Минувшая война показала, что призыв в ряды армии старых сроков оказался ни больше ни меньше как обуза для самого же правительства: пожилому человеку, обремененному большой семьей, не до штурмов. Ему благо сидеть в гарнизоне.
На этом основании запас армии теперь же следует разделить на первый и второй разряды. Первый должен идти по планам на пополнение действующих войск, а второй — запасных. При оборонительной войне, защищая свои дома и семьи, и старики запасные будут более воинственными; ну, а при наступательных войнах они являются малопригодным элементом в боевых линиях как не имеющим современной технической подготовки. В последнюю войну между ними был заметен упадок дисциплины. Многие начальники жалеют о том, что якобы вместо разрушенного (отмена телесных наказаний) ничего не дано, а к гуманному командованию не привыкли; воспитательные примеры у нас, к сожалению, остались прежние, общее образование у многих командиров весьма малое, а некоторые и того не имеют, кроме рутины, приобретенной в части. Такие командиры не только между офицерами, но и между нижними чинами за авторитет слыть не могут.

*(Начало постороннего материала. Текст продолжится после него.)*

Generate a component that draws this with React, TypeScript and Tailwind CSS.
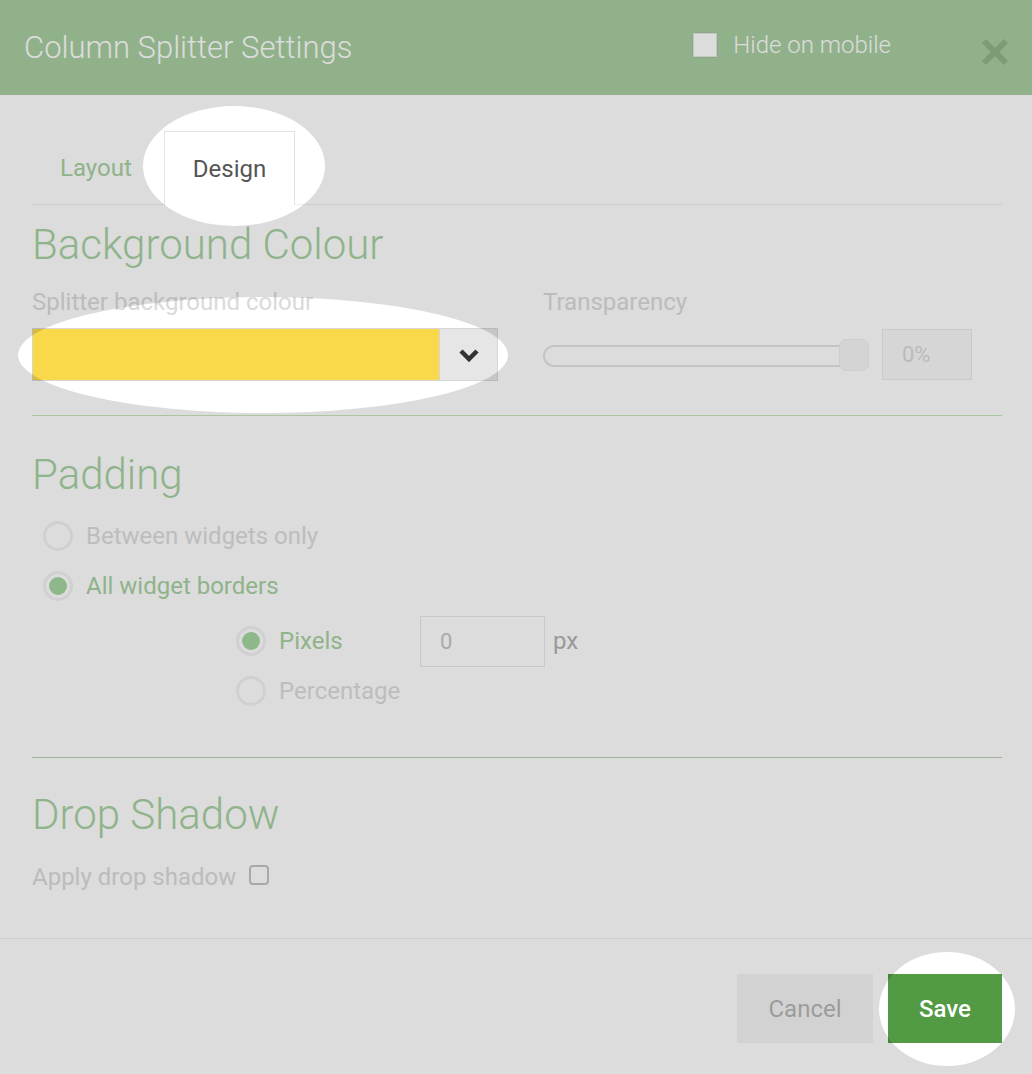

Льготы по семейному или имущественному положению во время мобилизации никому из запасных не давать. Даваемые льготы при последних мобилизациях лишь порождали ропот и зло; лучше в мирное время иметь многосемейных на особом счету, чем с ними канителиться во время мобилизации. Кроме того, при спешности нельзя установить правильно семейное положение: можно уволить того, кому должно служить. Карточки писались со слов, а на словах можно сказать многое, ибо проверить во время призыва семью никак нельзя. И вышло: «Кто смел, тот съел». Это сильно раздражало запасных на том основании, что давать преимущества по многосемейности и в зависимости от большого числа неработоспособных членов никак нельзя. Из опыта мобилизации видно, что гораздо тяжелее остаться одному неработоспособному без главы семьи, чем десятерым неработоспособным, но взрослым и здоровым. Освобождение же по имущественному положению и вовсе ниже всякой критики.
* * *
Лица, обращающие внимание на скудные условия материального обеспечения солдат, пришли к заключению, что возможность существования русского воина при нынешней дороговизне на предметы обихода обусловливается исключительно извне.
Надо отпустить братьев или сыновей на военную службу. Это надобно для охраны Русской земли, да дело плохо в том, что не с чем отпустить, одеть, обуть; а там многие крестьяне сбывают свой последний надел земли, отчего много падает сельское хозяйство. Одним не под силу арендные платежи, других доканывают подати, третьих разоряет неурожай, четвертых солдатчина. На казенном пайке далеко не уйдешь. Для бедного человека воинская повинность — разорение при нынешней дороговизне на все предметы солдатского обихода: «На службу собирай, туда — посылай, пришел — помогай, призвали — снаряжай».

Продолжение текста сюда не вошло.